■ **Exercise requirements**
Each line that holds the word "with" counts once; report the total and nothing else.

[Front-end source files]
[Begin]

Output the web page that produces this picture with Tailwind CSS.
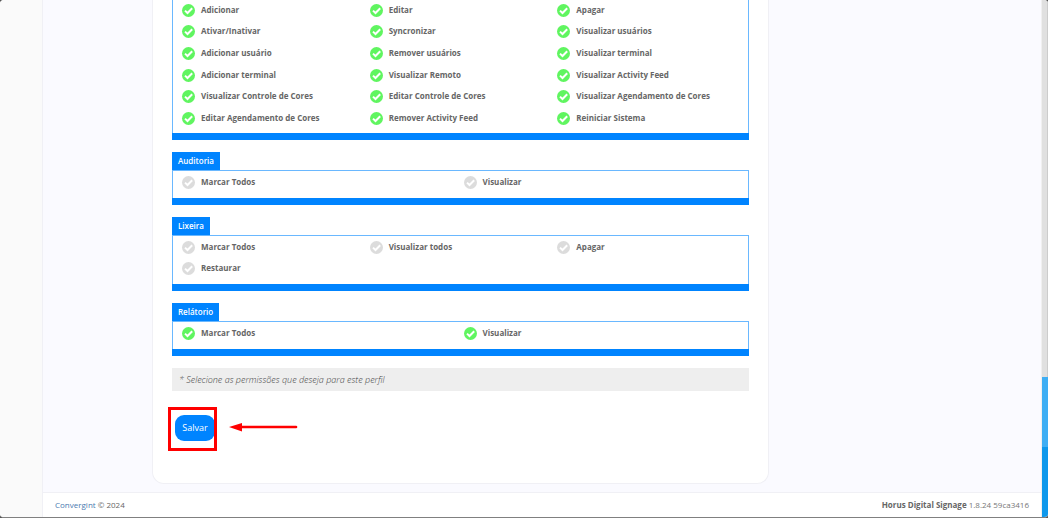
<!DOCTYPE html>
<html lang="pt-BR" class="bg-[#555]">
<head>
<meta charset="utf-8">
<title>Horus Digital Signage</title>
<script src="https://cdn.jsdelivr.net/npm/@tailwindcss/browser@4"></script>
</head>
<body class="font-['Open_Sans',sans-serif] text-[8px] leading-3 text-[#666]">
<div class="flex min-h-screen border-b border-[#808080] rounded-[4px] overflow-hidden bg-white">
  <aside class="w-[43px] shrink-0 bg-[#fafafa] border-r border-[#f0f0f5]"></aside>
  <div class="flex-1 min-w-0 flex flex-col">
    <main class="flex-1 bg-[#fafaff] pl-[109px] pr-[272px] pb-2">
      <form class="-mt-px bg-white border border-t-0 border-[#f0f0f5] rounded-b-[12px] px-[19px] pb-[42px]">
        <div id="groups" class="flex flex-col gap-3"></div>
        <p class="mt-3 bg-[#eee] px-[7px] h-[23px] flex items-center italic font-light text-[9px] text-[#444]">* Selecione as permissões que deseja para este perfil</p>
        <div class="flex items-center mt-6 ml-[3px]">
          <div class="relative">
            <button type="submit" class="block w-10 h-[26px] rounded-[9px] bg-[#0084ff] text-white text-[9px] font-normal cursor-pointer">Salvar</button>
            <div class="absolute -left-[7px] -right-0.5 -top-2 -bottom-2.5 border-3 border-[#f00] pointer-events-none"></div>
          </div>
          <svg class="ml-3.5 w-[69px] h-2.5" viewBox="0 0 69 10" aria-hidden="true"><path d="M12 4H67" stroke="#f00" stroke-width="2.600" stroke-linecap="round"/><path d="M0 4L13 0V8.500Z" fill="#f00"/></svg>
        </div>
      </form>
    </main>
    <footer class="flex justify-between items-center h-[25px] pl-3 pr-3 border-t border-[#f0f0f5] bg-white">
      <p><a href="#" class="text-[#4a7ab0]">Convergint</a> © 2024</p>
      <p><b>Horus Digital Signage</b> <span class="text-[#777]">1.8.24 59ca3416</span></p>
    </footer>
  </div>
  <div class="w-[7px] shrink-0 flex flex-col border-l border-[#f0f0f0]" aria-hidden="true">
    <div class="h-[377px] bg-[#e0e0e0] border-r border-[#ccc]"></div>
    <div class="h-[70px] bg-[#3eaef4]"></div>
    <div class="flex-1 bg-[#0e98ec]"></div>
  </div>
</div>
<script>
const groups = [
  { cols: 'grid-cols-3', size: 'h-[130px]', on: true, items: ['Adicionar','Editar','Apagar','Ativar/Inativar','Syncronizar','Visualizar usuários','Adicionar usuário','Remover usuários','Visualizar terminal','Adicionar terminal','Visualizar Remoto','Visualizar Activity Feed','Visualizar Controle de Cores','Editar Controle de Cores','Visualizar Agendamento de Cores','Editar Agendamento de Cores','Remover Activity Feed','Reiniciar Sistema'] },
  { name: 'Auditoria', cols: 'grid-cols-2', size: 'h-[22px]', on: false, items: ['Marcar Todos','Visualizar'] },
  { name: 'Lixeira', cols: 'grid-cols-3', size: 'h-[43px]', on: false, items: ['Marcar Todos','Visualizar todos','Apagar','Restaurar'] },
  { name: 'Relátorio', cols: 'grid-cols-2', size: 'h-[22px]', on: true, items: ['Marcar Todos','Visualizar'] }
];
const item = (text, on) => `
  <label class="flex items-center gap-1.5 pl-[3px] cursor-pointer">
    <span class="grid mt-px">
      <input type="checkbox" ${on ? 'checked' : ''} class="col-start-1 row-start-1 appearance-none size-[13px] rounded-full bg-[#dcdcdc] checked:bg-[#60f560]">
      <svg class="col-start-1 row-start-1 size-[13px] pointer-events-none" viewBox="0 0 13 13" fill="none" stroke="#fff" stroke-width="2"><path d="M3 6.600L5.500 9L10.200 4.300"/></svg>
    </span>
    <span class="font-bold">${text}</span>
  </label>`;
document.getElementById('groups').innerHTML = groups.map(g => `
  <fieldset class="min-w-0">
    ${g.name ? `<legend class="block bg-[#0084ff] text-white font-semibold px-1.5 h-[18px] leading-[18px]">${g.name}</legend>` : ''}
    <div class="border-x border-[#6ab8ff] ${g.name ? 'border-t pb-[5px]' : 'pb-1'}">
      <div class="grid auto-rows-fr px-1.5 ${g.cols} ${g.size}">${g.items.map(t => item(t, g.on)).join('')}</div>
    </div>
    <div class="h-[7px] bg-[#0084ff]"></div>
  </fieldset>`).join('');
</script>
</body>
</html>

[End]
[Begin]

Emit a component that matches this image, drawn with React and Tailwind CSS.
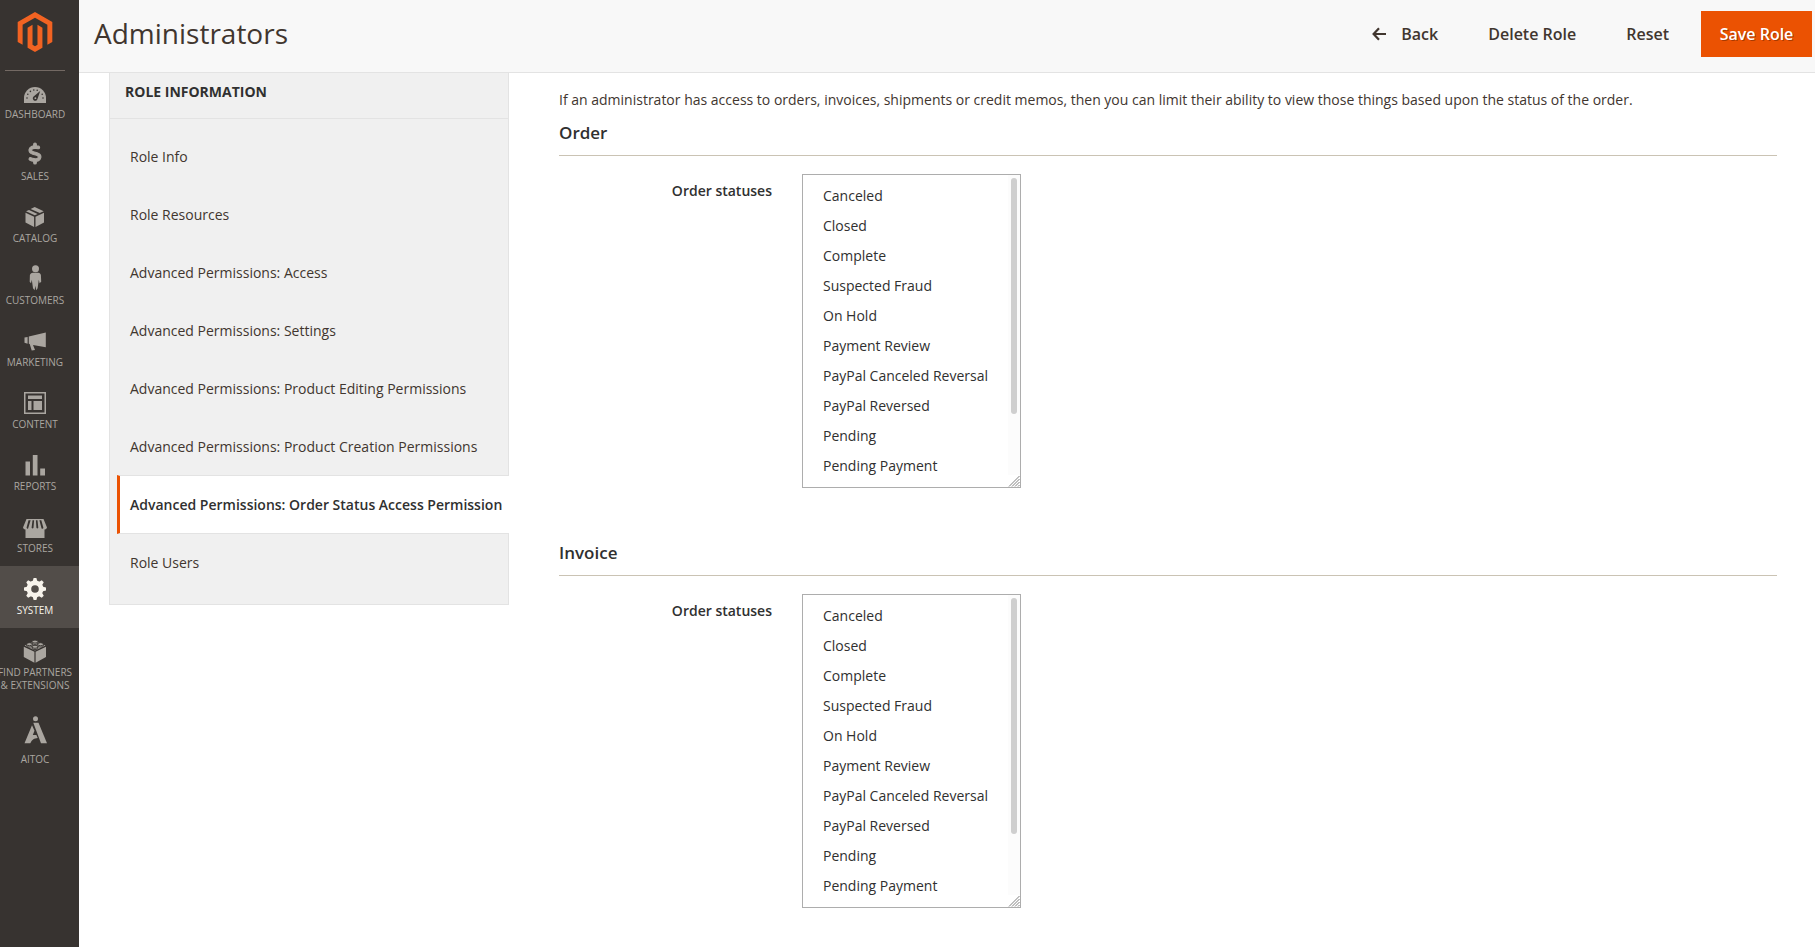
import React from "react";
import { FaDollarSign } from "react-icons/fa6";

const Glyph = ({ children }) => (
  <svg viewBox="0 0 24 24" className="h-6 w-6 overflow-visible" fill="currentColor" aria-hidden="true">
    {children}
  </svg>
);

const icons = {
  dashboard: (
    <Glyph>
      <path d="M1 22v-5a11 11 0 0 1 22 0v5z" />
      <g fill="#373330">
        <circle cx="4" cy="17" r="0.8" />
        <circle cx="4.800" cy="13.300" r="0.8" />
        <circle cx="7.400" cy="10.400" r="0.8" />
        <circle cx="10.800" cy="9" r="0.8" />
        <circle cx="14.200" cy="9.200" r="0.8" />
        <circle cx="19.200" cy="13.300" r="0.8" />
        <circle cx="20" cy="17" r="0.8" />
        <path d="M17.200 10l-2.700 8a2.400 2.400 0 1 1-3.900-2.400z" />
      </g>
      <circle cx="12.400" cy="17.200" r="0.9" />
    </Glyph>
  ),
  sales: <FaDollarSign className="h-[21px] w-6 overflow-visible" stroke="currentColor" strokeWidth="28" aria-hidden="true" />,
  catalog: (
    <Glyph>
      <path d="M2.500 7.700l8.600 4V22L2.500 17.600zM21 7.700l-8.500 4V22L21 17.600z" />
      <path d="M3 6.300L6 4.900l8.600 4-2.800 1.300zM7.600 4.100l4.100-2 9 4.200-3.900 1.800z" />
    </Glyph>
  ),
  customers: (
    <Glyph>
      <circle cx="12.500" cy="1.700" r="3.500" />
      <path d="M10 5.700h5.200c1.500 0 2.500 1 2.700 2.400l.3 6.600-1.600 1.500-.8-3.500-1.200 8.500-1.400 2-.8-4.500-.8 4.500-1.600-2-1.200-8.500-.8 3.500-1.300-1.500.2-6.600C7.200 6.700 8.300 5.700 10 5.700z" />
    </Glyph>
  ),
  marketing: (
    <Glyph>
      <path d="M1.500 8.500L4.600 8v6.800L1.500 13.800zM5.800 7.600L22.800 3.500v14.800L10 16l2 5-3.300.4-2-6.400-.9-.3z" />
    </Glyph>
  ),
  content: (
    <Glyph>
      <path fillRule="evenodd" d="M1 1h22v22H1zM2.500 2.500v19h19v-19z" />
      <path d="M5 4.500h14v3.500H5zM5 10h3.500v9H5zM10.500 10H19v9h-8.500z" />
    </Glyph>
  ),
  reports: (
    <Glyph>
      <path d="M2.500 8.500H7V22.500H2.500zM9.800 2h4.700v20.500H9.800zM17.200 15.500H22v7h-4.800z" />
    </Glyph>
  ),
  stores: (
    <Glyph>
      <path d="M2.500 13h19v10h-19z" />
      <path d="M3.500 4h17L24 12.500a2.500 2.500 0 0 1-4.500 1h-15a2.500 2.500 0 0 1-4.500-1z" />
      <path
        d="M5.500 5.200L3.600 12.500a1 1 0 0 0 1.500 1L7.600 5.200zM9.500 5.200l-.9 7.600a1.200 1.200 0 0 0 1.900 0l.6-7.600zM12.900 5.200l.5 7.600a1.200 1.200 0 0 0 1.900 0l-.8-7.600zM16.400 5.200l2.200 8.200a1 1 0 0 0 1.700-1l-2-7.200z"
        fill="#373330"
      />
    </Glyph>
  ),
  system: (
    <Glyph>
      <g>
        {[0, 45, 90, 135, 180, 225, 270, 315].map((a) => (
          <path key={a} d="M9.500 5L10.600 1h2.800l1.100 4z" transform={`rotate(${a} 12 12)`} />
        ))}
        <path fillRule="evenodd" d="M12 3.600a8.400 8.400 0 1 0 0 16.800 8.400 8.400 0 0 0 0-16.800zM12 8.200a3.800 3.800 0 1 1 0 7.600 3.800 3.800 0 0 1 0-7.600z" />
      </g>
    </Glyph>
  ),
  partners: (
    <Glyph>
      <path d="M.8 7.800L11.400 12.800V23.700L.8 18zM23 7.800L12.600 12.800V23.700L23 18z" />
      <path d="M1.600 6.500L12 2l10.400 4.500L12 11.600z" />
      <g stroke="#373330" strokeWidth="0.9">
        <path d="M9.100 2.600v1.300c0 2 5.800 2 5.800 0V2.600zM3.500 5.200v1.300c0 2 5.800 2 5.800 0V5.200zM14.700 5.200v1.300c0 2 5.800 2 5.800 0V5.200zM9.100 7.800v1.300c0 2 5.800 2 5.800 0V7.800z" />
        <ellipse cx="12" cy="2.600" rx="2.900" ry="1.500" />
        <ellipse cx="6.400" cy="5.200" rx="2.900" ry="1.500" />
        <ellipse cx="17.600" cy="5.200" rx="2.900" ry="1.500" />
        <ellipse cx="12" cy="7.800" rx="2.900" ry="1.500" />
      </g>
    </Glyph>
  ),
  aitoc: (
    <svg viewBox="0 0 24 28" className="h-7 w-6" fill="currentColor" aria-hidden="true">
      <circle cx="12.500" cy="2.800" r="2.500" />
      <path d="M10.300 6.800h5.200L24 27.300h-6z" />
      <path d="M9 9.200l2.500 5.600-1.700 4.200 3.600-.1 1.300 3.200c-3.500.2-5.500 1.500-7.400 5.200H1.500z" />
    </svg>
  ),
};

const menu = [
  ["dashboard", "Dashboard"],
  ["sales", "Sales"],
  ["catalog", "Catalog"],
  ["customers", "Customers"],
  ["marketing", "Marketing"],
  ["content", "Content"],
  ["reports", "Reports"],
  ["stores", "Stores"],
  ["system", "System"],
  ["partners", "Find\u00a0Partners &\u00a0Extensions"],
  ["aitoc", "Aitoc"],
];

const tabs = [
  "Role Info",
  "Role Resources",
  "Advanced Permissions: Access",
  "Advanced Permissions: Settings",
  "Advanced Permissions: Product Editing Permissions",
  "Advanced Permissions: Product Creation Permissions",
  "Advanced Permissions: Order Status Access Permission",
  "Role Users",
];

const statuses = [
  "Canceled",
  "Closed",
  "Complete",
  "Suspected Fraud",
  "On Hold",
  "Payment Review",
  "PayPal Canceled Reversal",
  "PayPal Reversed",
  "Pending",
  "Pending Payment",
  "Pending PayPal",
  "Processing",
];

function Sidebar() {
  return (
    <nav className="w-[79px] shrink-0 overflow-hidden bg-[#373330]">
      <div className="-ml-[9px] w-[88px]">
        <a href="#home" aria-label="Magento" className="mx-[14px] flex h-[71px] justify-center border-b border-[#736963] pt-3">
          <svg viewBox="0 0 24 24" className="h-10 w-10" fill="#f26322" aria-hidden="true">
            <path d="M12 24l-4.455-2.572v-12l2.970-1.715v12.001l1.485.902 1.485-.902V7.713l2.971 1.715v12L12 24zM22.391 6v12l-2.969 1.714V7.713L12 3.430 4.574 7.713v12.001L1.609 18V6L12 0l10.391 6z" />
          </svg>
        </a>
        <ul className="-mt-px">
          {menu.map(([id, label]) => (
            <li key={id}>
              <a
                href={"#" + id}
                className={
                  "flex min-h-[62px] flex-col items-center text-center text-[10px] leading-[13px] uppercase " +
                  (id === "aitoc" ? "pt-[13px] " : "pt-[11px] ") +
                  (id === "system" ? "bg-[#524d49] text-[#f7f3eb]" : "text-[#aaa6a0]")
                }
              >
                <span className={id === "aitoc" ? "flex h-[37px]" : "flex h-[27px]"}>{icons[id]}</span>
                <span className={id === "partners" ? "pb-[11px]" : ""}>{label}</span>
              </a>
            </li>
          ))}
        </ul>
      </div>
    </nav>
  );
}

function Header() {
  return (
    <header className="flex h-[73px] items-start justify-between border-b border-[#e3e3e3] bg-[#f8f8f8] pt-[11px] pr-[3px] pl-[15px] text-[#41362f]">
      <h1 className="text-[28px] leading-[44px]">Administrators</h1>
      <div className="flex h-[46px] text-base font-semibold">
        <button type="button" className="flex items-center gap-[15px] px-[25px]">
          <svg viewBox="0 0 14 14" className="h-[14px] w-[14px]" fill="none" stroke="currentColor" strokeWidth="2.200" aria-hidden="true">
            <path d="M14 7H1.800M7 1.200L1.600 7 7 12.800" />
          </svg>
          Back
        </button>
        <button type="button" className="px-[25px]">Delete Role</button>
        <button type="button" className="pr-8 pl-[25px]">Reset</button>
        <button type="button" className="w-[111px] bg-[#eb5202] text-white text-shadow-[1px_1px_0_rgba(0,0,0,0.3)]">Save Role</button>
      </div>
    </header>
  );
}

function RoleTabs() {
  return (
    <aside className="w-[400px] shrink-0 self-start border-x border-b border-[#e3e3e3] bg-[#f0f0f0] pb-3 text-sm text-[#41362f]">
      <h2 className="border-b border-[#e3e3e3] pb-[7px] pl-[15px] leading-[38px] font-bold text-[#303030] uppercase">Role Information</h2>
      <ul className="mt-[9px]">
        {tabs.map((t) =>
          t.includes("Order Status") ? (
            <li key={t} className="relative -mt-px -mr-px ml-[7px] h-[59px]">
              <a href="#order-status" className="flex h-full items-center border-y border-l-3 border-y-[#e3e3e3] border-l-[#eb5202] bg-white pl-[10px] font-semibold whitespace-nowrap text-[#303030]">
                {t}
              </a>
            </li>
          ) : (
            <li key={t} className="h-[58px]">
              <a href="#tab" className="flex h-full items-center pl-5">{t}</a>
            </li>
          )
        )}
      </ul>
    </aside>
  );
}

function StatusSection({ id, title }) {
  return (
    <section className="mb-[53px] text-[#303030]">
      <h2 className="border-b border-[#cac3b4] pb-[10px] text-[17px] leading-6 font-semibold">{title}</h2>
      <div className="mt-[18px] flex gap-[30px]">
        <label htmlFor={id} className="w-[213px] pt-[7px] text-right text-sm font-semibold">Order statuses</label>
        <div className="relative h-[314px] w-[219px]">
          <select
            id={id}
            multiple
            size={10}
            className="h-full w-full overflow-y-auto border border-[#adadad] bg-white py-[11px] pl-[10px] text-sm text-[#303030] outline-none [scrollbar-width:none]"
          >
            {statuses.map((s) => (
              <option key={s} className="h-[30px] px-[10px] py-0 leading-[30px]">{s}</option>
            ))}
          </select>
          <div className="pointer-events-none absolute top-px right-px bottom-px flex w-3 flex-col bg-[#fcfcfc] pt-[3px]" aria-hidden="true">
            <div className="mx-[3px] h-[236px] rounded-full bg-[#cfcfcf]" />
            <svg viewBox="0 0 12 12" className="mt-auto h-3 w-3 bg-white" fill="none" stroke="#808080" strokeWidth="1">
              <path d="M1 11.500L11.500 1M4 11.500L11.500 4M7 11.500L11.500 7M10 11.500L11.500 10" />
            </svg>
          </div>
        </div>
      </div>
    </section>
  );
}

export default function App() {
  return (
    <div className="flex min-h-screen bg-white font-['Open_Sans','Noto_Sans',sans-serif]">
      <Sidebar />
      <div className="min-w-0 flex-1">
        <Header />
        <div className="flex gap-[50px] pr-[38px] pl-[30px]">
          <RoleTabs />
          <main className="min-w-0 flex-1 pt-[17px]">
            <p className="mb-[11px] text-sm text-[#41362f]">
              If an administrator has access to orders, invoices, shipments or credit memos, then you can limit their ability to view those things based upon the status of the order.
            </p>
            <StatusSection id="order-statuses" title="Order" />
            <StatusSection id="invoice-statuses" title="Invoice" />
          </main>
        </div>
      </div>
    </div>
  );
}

[End]

■ **Solution to this problem**
2